On behalf of all Americans of a certain vintage, I’d like to say: God bless you, Sid and Marty Krofft. Back in the early 1970s, your strangely filmed, singularly psychedelic shows gave hope to children stuck in the dark ages before basic cable. To you, sirs, I say: Thank you.
One of my favorites was “Land of the Lost.” Sure, it was shot on video, featured actors who seemed to be cast out of excess hockey puck material, and the only way the special effects could have been worse is if they’d put a guy in a T-shirt with “Dinosaur” printed on it and had him make “Rhawr-Rhawr” noises. But for an Arkansas kid sitting on the shag rug in front of a 600-pound console TV whose radiation output probably started me down the road to large cell carcinoma, it was magical.

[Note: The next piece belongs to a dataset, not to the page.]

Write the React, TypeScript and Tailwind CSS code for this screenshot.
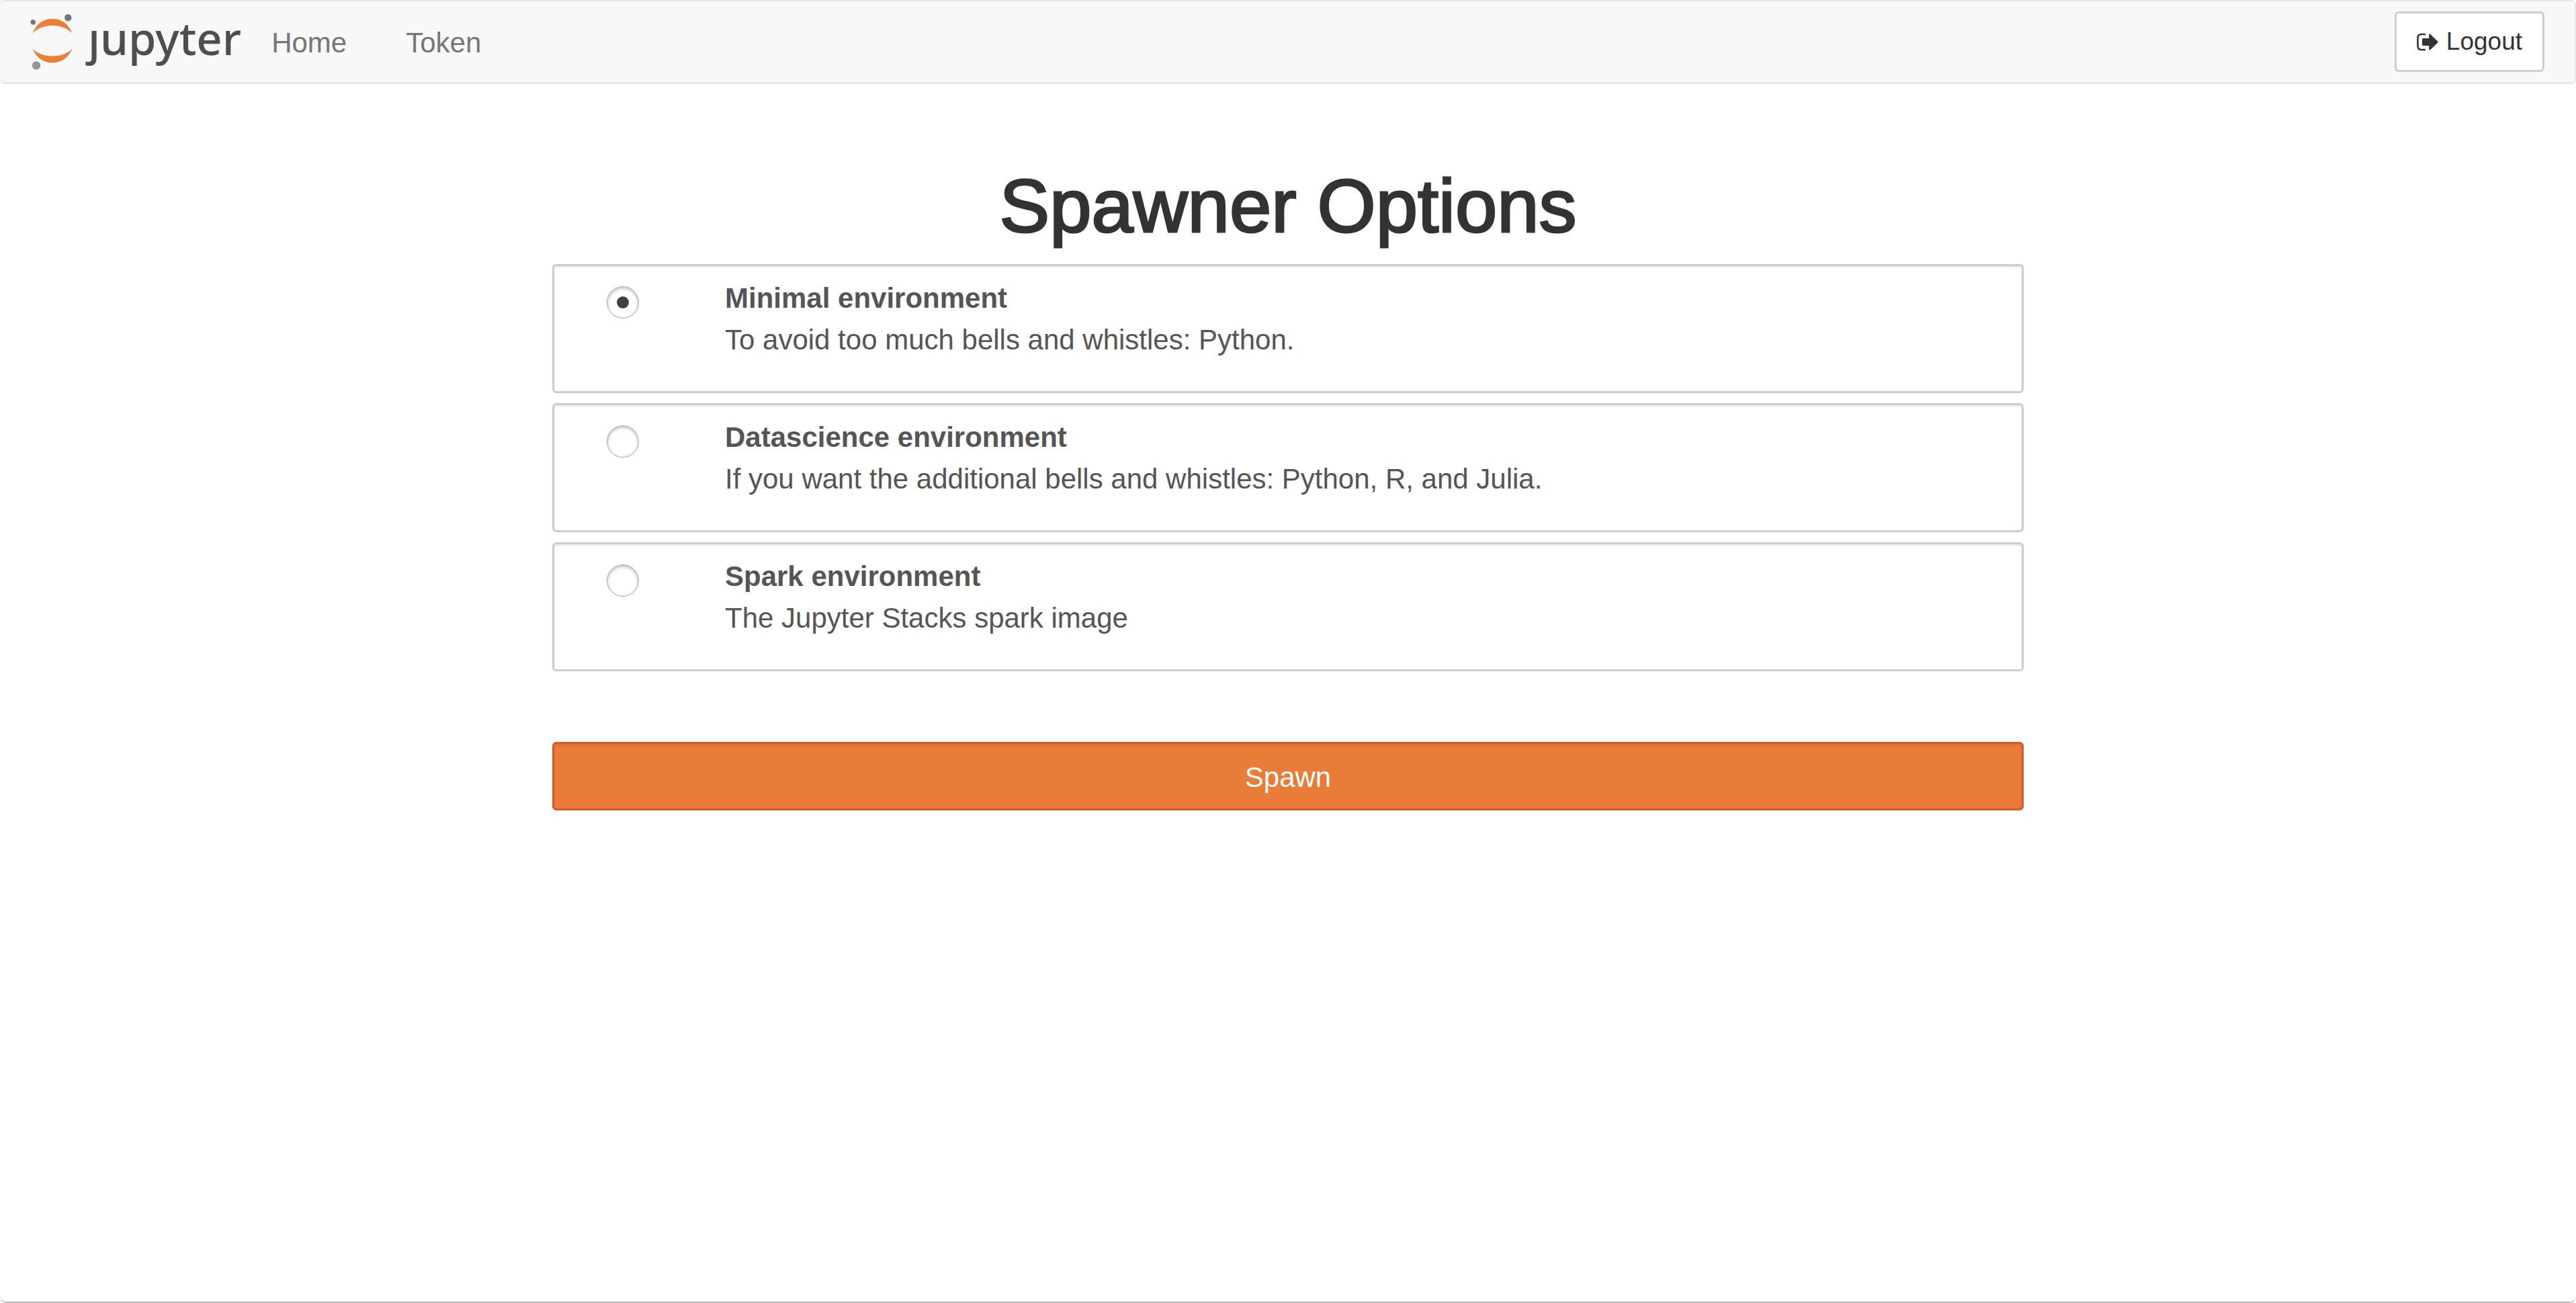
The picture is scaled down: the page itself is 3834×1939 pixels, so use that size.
import React, { useState } from "react";

const profiles = [
  { id: "minimal", name: "Minimal environment", description: "To avoid too much bells and whistles: Python." },
  {
    id: "datascience",
    name: "Datascience environment",
    description: "If you want the additional bells and whistles: Python, R, and Julia.",
  },
  { id: "spark", name: "Spark environment", description: "The Jupyter Stacks spark image" },
];

function JupyterMark() {
  return (
    <svg viewBox="0 0 64 86" className="h-[86px] w-16 shrink-0" aria-hidden="true">
      <path d="M3.500 30.500C9 16 20 9 33 9S57 16 62.500 30.500C55 23 45 19 33 19S11 23 3.500 30.500Z" fill="#e98038" />
      <path d="M3.500 53.500C9 67 20 74.500 33 74.500S57 67 62.500 53.500C55 61 45 64.500 33 64.500S11 61 3.500 53.500Z" fill="#e98038" />
      <circle cx="56.300" cy="7.300" r="5.200" fill="#767677" />
      <circle cx="4.200" cy="14" r="3.700" fill="#6d7473" />
      <circle cx="9" cy="78.500" r="6.200" fill="#989798" />
    </svg>
  );
}

function SignOutIcon() {
  return (
    <svg viewBox="0 0 32 27" className="h-[27px] w-8" aria-hidden="true">
      <path d="M13 2H7Q1.500 2 1.500 7.500V19.500Q1.500 25 7 25H13" fill="none" stroke="#333" strokeWidth="2.600" />
      <path
        d="M20 1.800 31.200 12.500Q32 13.500 31.200 14.500L20 25.200Q18.200 26.200 18.200 24.200V19H10Q8 19 8 17V10Q8 8 10 8H18.200V2.800Q18.200 0.800 20 1.800Z"
        fill="#333"
      />
    </svg>
  );
}

export default function App() {
  const [selected, setSelected] = useState("minimal");

  return (
    <div className="min-h-screen rounded-b-[10px] border-b-2 border-[#b4b4b4] bg-white font-['Liberation_Sans',Arial,sans-serif] text-[42px] leading-[62px] text-[#333]">
      <header className="flex items-center justify-between rounded-[6px] border-t-2 border-r-2 border-b-[3px] border-[#e7e7e7] bg-[#f8f8f8] px-[45px]">
        <div className="flex h-[120px] items-center">
          <a href="#home" className="flex items-center gap-[22px]" aria-label="jupyter">
            <JupyterMark />
            <span className="pb-3 font-['Noto_Sans',sans-serif] text-[67px] leading-[90px] font-medium text-[#4e4e4e]">ȷupyter</span>
          </a>
          <nav className="ml-[45px] flex gap-[88px] pt-[3px] text-[#777]">
            <a href="#home">Home</a>
            <a href="#token">Token</a>
          </nav>
        </div>
        <button
          type="button"
          className="flex h-[90px] items-center gap-3 rounded-[6px] border-[3px] border-[#ccc] bg-white px-[30px] text-[37px]"
        >
          <SignOutIcon />
          Logout
        </button>
      </header>

      <main className="mx-auto w-4/7 max-w-[2190px] pt-[120px]">
        <h1 className="pb-[24px] text-center text-[112px] leading-[124px] [-webkit-text-stroke:3px_#333]">Spawner Options</h1>
        <form onSubmit={(e) => e.preventDefault()}>
          <div role="radiogroup" aria-label="Spawner Options" className="flex flex-col gap-[15px] text-[#555]">
            {profiles.map((p) => (
              <label
                key={p.id}
                htmlFor={p.id}
                className="flex h-48 items-start rounded-[6px] border-[3px] border-[#ccc] bg-white pt-[17px] pl-[78px] shadow-[inset_0_3px_3px_rgba(0,0,0,0.075)]"
              >
                <input
                  id={p.id}
                  type="radio"
                  name="profile"
                  checked={selected === p.id}
                  onChange={() => setSelected(p.id)}
                  className="mt-[13px] flex size-12 shrink-0 appearance-none items-center justify-center rounded-full border border-[#a6a6a6] bg-white shadow-[inset_0_2px_5px_rgba(0,0,0,0.28)] before:size-[18px] before:rounded-full before:content-[''] checked:before:bg-[#404040]"
                />
                <span className="ml-[128px] flex flex-col">
                  <strong>{p.name}</strong>
                  <span>{p.description}</span>
                </span>
              </label>
            ))}
          </div>
          <button
            type="submit"
            className="mt-[105px] flex h-[102px] w-full items-center justify-center rounded-[6px] border-[3px] border-[#d9582b] bg-[#e87c38] pt-[3px] text-white shadow-[inset_0_3px_3px_rgba(0,0,0,0.075)]"
          >
            Spawn
          </button>
        </form>
      </main>
    </div>
  );
}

When I heard they were making a “Land of the Lost” movie, I was a bit conflicted. Sure, seeing it updated on the big screen might be cool, but once you’ve drunk the Kool Aid of the Kroffts’ version, convincing yourself that those plastic ferns and rubber dinosaurs are real ferns and dinosaurs, anything else is gonna be a letdown. No amount of million-dollar CGI can ever compete with a kid’s imagination.
As I suspected, “Land of the Lost” turns out to be a bust. It’s not the plot, either. That’s a fairly fun, even interesting take on the Kroffts’ old shtick about parallel universes and lizard men. But the truth is something far more elemental. I’ve just fallen out of love with Will Ferrell. I’m sure he’s crushed.
Here, Ferrell plays Dr. Will Marshall, a world-renowned paleontologist who has dropped from grace like a rock after a Youtube-featured tussle with “The Today Show’s” Matt Lauer. The issue: Marshall’s crazy ideas about time travel and parallel universes. Three years later, Marshall’s working at the La Brea tar pits. Out of the blue, he is approached by a brilliant grad student, Holly Cantrell (Anna Friel) who convinces him to give his Tachyon Emitter gizmo one last shot. After traveling to a desert tourist trap that is the center of a well of Tachyon energy, Marshall and Cantrell fire up the gizmo, which proceeds to whisk them and their redneck guide Will Stanton (Danny McBride) to the Land of the Lost. There, they meet an apelike hominid named Cha-Ka (Jorme Toccona), a T-rex named Grumpy, and a horde of lizard men who are plotting to take over the multi-verse. Comedy ensues.
While I found a lot to laugh at here, the dry spells between the jokes are Mohave-like. Mostly, it’s Will Ferrell, I think. “Land of the Lost” is just the latest in a comedic rut he’s been plowing for awhile now, playing the same arrogant, know-it-all boob that seemed so fresh in “Anchorman.” While Ferrell does that character well and can still squeeze some yuk-yuks out of him, he really needs some new material. Will, buddy: When you can get a movie greenlit in Hollywood by having your agent pitch it solely as: “Will Ferrell as a lumberjack,” you’re typecast. Right now, you’re RICH and typecast, but you’re typecast. Try something new.
In short: even though the production values and geek factor are sky high on “Land of the Lost,” this feels like a flick we’ve all seen before. Mostly because it is. Catch it on DVD.